First, I would like to say that it is normal to feel distress when you see footage of extreme weather events and think about the effects of climate change. Watching such footage can be genuinely terrifying, and reacting to this with distress and worry is a completely appropriate reaction and nothing to feel ashamed about. There are a number of simple things you can do to start off with which I will outline below. However, if you find these feelings of distress are continuing, please do tell a safe adult that you trust about what you are going through, or find help through the resources available through our page on feelings about climate change.
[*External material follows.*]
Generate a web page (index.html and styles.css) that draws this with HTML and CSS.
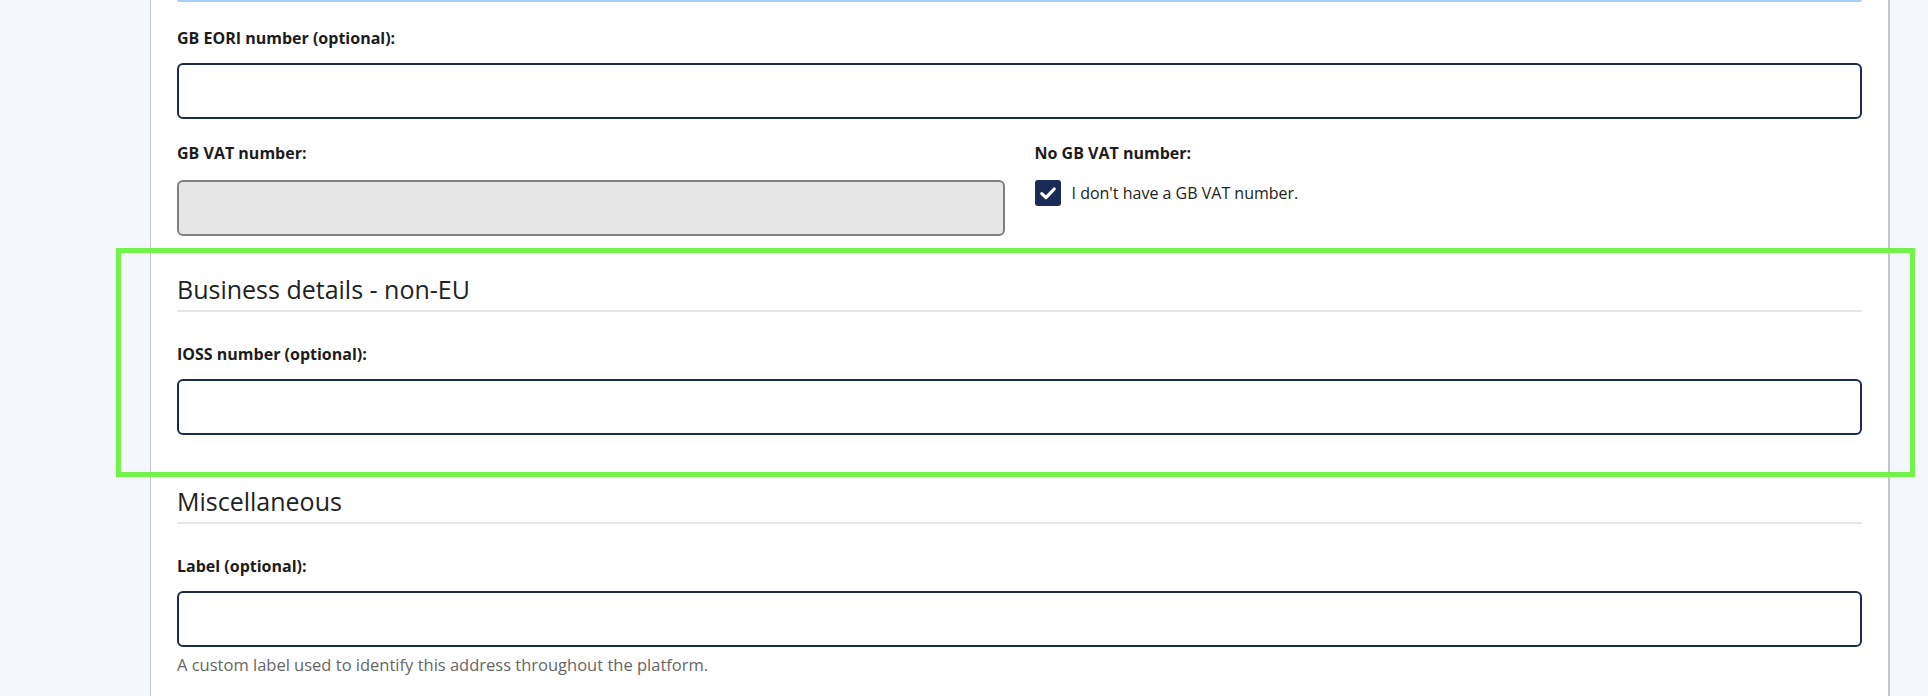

- Turn off the news: Whilst it is important to know what’s going on in the world, accessing a constant stream of distressing images about the climate crisis (what some people call “doomscrolling”) may disproportionately prioritise your attention on these events, compared to other things like study and opportunities for connection at home or school. One good idea is to have regular breaks from news and social media feeds that show these images in order to give your mind a break.
- Talk to your friends: Make time to socialise with friends and talk to others you can trust about your worries, knowing that you are not the only one going through this is very helpful.
- Find adults who are in solidarity with you about addressing the climate crisis: There are many adults also concerned about climate change who would love to talk or get you involved in their work (for example, all those who contribute to the Curious Climate programme). Find ways of connecting with their organisations or get involved in school or citizen science projects so you can learn from others and find a sense of community.
- Know you can get help: If you are so distressed this is making it hard to go to school, study or do other basic things in life, talk to a GP, school counsellor or Kids Helpline as early as possible to see what help is available.